As the data from various sources follow different nomenclature and data structure, we propose Common Metadata Ontology(CMO) to unify them. The mapping of each data source to CMO can be found below.
Nodes in Common Metadata Ontology | Papers-with-Code | OpenML | Huggingface |
---|---|---|---|
Pipeline: AI pipeline executed to solve a Task | Extracted from Paper | Flow | Extracted from Models |
Report: Any published text document regarding the pipeline implementation | Paper | Extracted from runs | Extracted from Model Cards |
Task: The AI Task for which the pipeline is implemented.
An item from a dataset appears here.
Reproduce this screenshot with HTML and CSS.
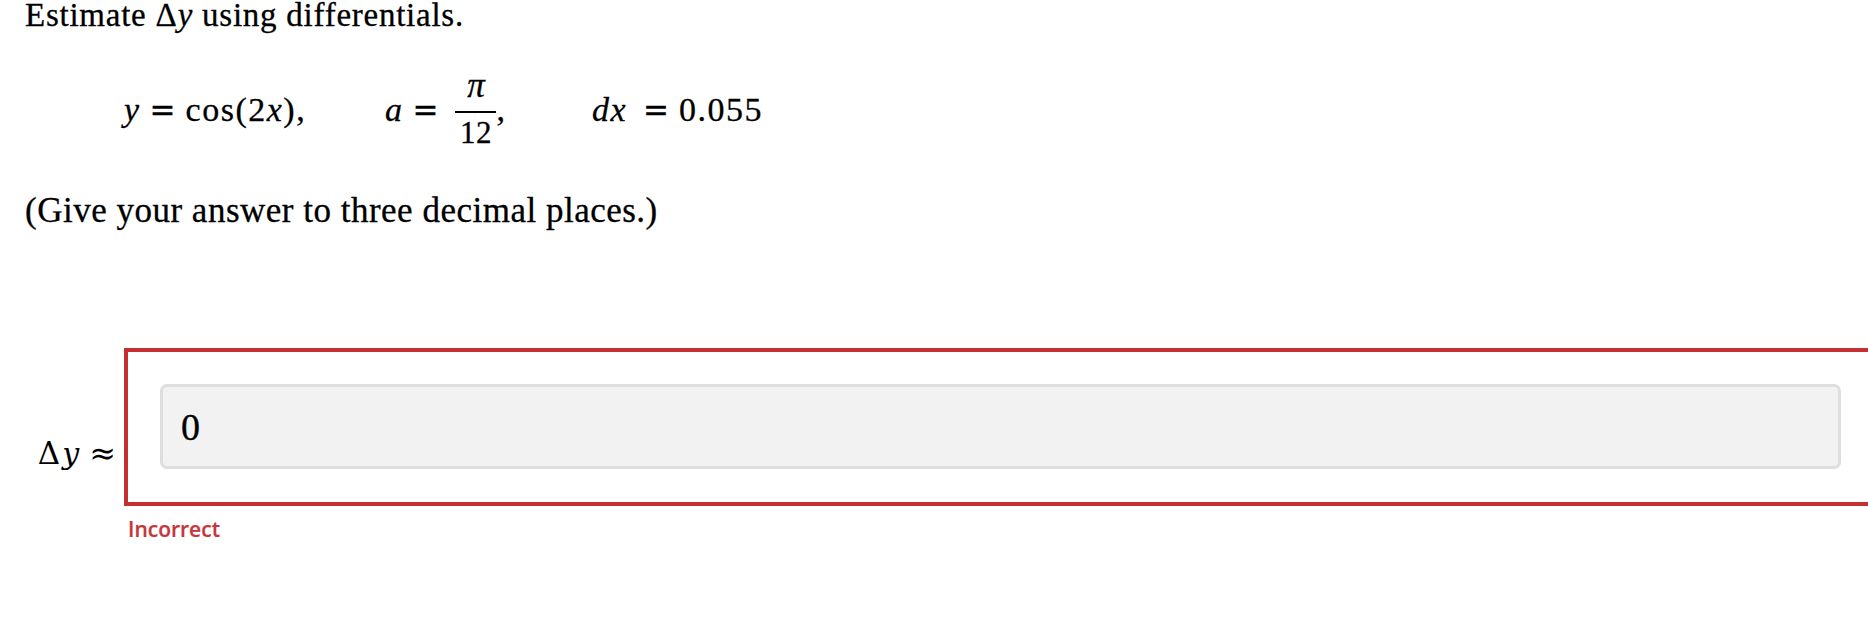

Example: image classification | Task | Task type + Dataset | Pipeline Tag |
Framework: The framework used to implement the pipeline and their code repository | Extracted from Git Repository | Extracted from Runs | Library |
Stage: Various stages of the pipeline such as data preprocessing, training, testing or evaluation | Generated | Generated | Generated |
Execution: Multiple executions of a given stage in a pipeline | Generated | Runs | Generated |
Artifact: Artifacts such as model, dataset and metric generated at the end of each execution | Generated | Generated | Generated |
Metric: Subclass of artifact. The evaluation result of each execution | Evaluation and Results | Extracted from runs | N/A |
Dataset: Subclass of artifact. The dataset used in each execution. | Dataset | Dataset | Dataset |
Model: Subclass of artifact. The model used in each execution or produced as a result of an execution | Method | Extracted from Flow | Model |
Hyperparameters: Parameter setting using for each execution of a stage | N/A | Extracted from runs | N/A |
The current data source do not provide a detailed information on the stage (data preprocessing, training or testing) of the pipeline excution. On the other hand, we know that the pipeline metadata exposed are for train/test stages. Hence we generate the information for stage and so execution. The properties of each node can be found at common-metadata-ontology.